I was just 26, newly married and pregnant, when I moved into the small semi that shared a driveway with his. While unpacking, I heard a knock and found him and his wife standing at my back door, ruddy-faced and beaming. Handing me a bushel of apples he’d picked, he said, “I am Walter. This is Kathy. Welcome good neighbours,” and left.

Those apples were just what I needed for my persistent morning sickness, but I’d no idea at the time that those neighbours would be an antidote for life’s struggles. We lived peacefully in close proximity for 35 years, coming to know each other through our day-to-day ebb and flow – chatting, lending a helping hand, keeping a watchful eye, never overstepping. It was a special bond.

Most of our interactions took place in the backyard – which was Walter’s domain. He was busy, sun-up to sun-down and watching what he was up to became an endless source of fascination for my daughters and me. Whether drying fruit on his rooftop for cider, chopping kindling from downed neighbourhood trees or curing Polish sausage in his reclaimed smoker, it was an adventure in zero-waste living and nose-to-tail cuisine. Once, he returned from a morning hunt – somewhere – with a bag of dead birds which he plucked for feather pillows and roasted for dinner. From the first winter thaw to spring, Walter prepared his tiny plot of land for planting, then tended it with care. As summer waned and days grew shorter, he transformed his harvest into a winter’s worth of preserves.

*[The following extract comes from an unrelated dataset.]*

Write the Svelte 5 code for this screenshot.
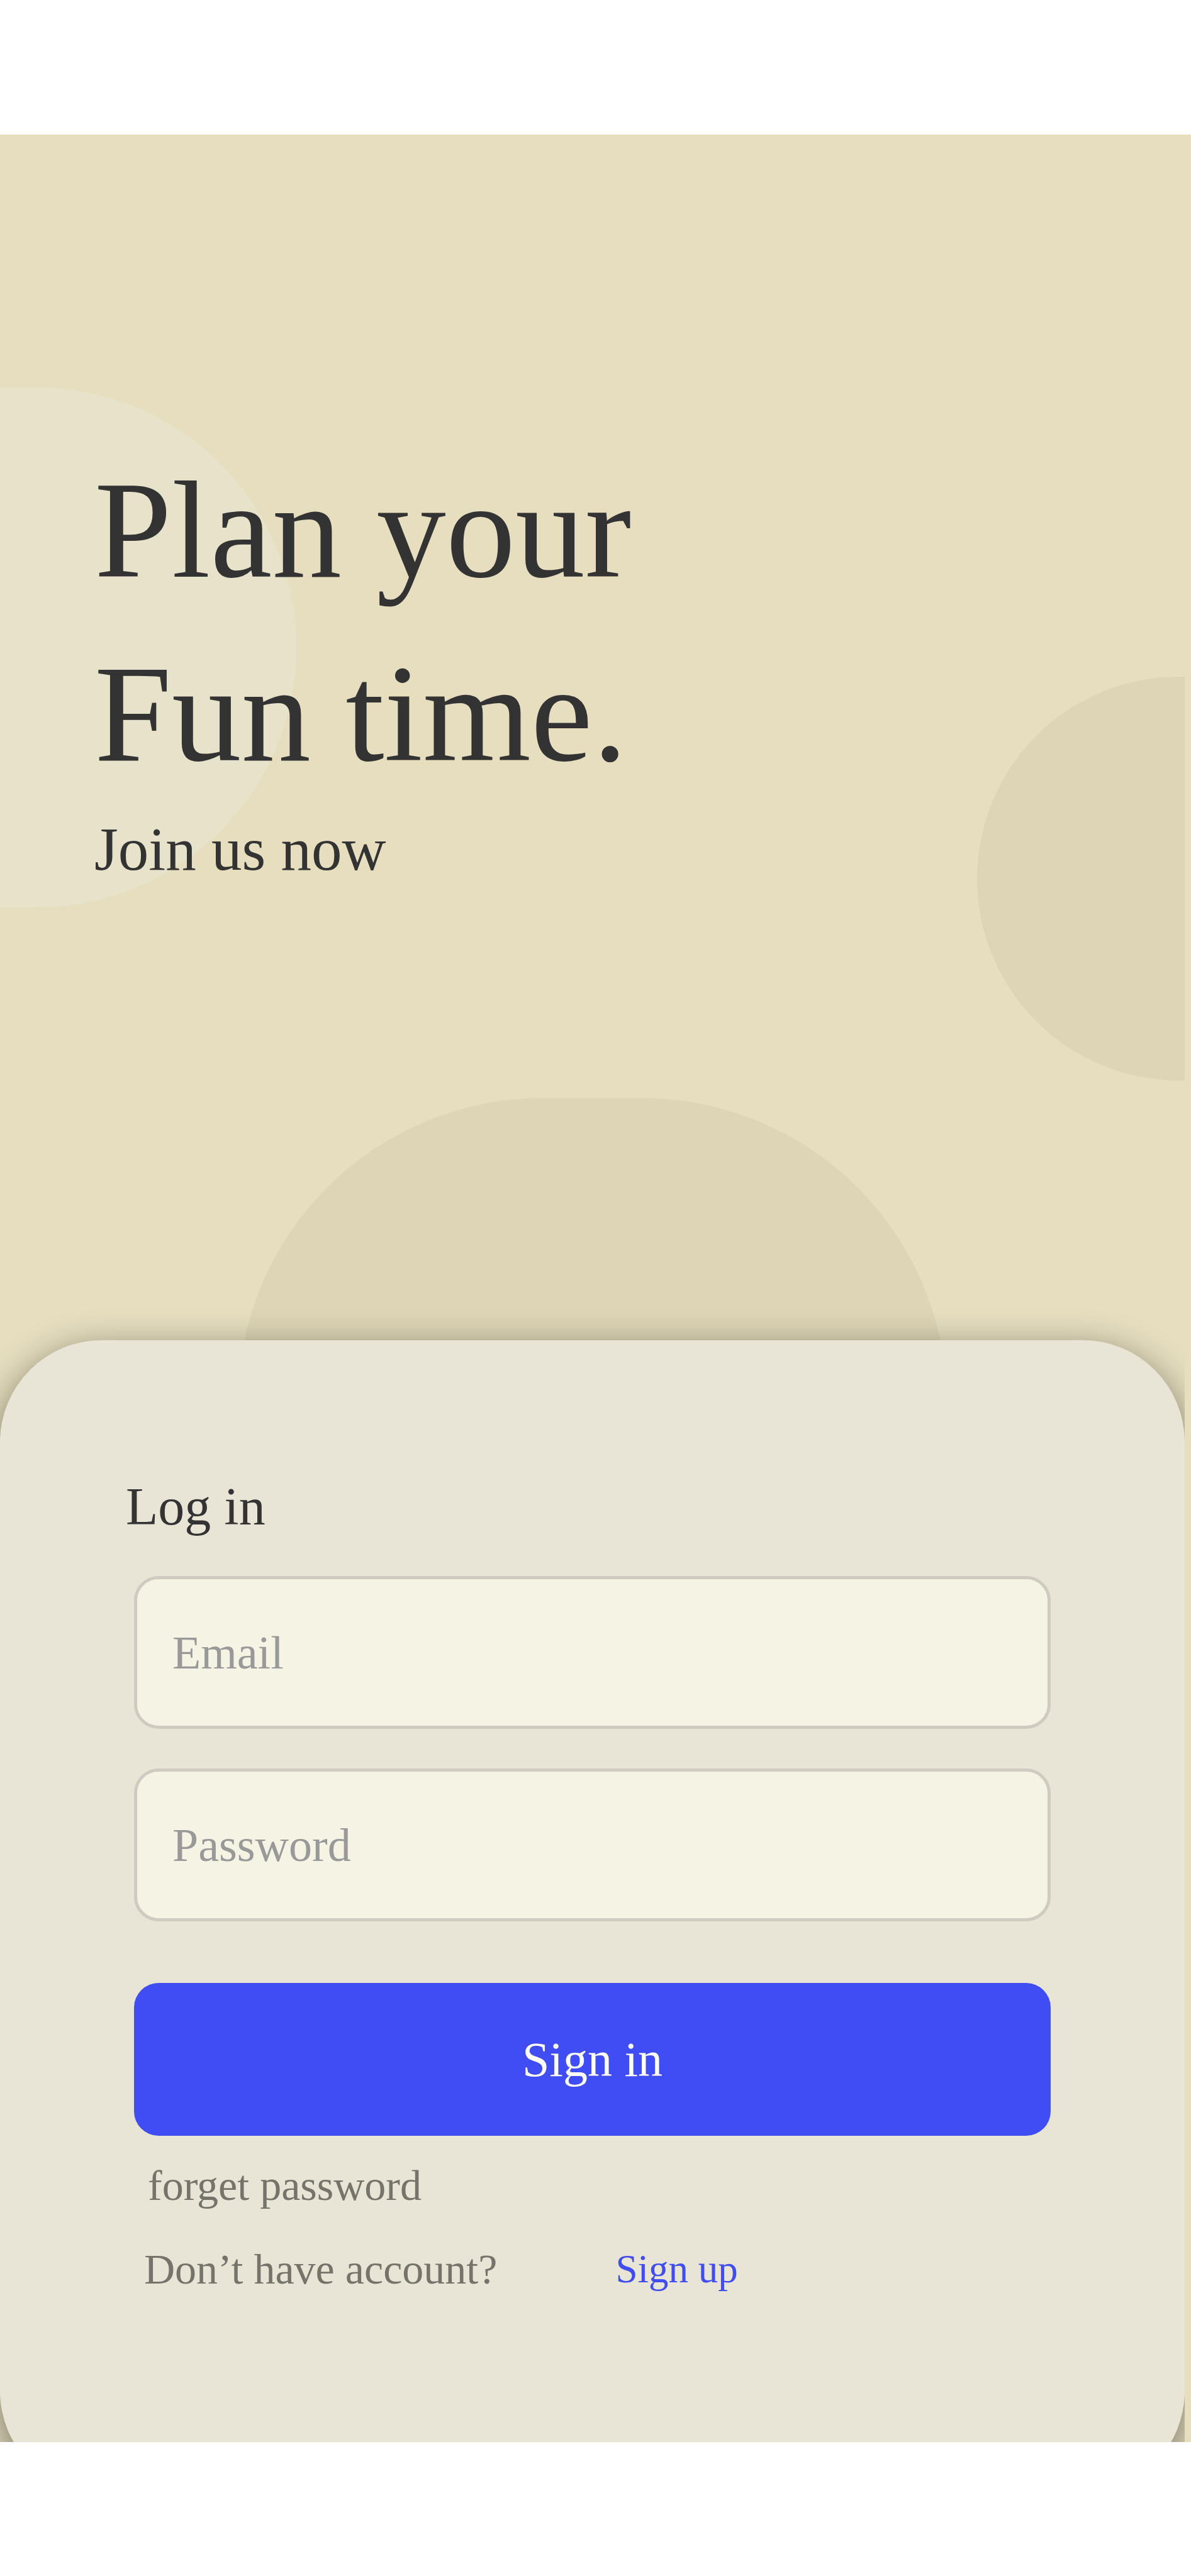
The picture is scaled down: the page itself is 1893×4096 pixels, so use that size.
<script>
  let email = $state('');
  let password = $state('');
</script>

<main class="page">
  <div class="backdrop">
    <div class="screen">
      <div class="blob blob-left"></div>
      <div class="blob blob-right"></div>
      <div class="blob blob-bottom"></div>

      <header class="hero">
        <h1>Plan your<br />Fun time.</h1>
        <p>Join us now</p>
      </header>

      <section class="card">
        <h2>Log in</h2>
        <form onsubmit={(event) => event.preventDefault()}>
          <div class="fields">
            <input type="email" placeholder="Email" aria-label="Email" bind:value={email} />
            <input type="password" placeholder="Password" aria-label="Password" bind:value={password} />
          </div>
          <button type="submit">Sign in</button>
        </form>
        <a class="forgot" href="#forgot">forget password</a>
        <div class="register">
          <span>Don’t have account?</span>
          <a href="#signup">Sign up</a>
        </div>
      </section>
    </div>
  </div>
</main>

<style>
  :global(body) {
    margin: 0;
    background: #ffffff;
  }

  .page {
    padding: 214px 0 213px;
    font-family: 'Liberation Serif', 'Times New Roman', serif;
    color: #333333;
  }

  .backdrop {
    background: #e6debf;
    padding-right: 10px;
  }

  .screen {
    position: relative;
    display: flow-root;
    overflow: hidden;
  }

  .blob {
    position: absolute;
    background: #ddd5b5;
  }

  .blob-left {
    top: 402px;
    left: 0;
    width: 471px;
    height: 827px;
    border-radius: 0 414px 414px 0;
    background: #e7e3cb;
  }

  .blob-right {
    top: 862px;
    right: 0;
    width: 330px;
    height: 642px;
    border-radius: 321px 0 0 321px;
  }

  .blob-bottom {
    top: 1532px;
    left: 378px;
    right: 378px;
    height: 970px;
    border-radius: 485px;
  }

  .hero {
    position: relative;
    padding: 483px 150px 724px;
  }

  h1 {
    margin: 0 0 14px;
    font-size: 221px;
    line-height: 292px;
    font-weight: 400;
  }

  .hero p {
    margin: 0;
    font-size: 97px;
    line-height: 112px;
  }

  .card {
    position: relative;
    margin-bottom: -81px;
    padding: 217px 213px 316px;
    border-radius: 162px;
    background: #e8e5d6;
    box-shadow: 0 16px 60px rgba(0, 0, 0, 0.48);
  }

  h2 {
    margin: 0 0 62px -13px;
    font-size: 84px;
    line-height: 96px;
    font-weight: 400;
  }

  form {
    display: flex;
    flex-direction: column;
    gap: 98px;
  }

  .fields {
    display: flex;
    flex-direction: column;
    gap: 63px;
  }

  input,
  button {
    box-sizing: border-box;
    width: 100%;
    height: 243px;
    margin: 0;
    border-radius: 39px;
    font-family: inherit;
  }

  input {
    padding: 2px 56px 0;
    border: 5px solid #cfcbc0;
    background: #f5f3e4;
    color: #333333;
    font-size: 74px;
    outline: none;
  }

  input::placeholder {
    color: #999999;
    opacity: 1;
  }

  button {
    padding: 0;
    border: 0;
    background: #404df3;
    color: #ffffff;
    font-size: 78px;
  }

  .forgot {
    display: block;
    width: fit-content;
    margin: 39px 0 53px 22px;
    color: #76746a;
    font-size: 68px;
    line-height: 80px;
    text-decoration: none;
  }

  .register {
    display: flex;
    align-items: center;
    gap: 188px;
    margin-left: 16px;
    color: #76746a;
    font-size: 68px;
    line-height: 80px;
  }

  .register a {
    color: #404df3;
    font-size: 63px;
    text-decoration: none;
  }
</style>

Though he lived by the seasons, fishing was Walter’s year-round passion. He’d return with enormous salmon, mounds of smelt or slippery catfish, then sit for hours on a tree stump, gutting them. My squealing kids would snip heads and fins as rivulets of blood and scales ran down our driveway. Without children of his own, Walter enjoyed having them around. His catch was often celebrated with extended family, many of whom he’d helped settle in Canada. Parties spilled over our joint yards complete with string lights, Polish vodka, Kathy’s Ukrainian specialties and dancing under Walter’s mulberry tree. At day’s end, there’d be a plate of tasty fried fish at my back door.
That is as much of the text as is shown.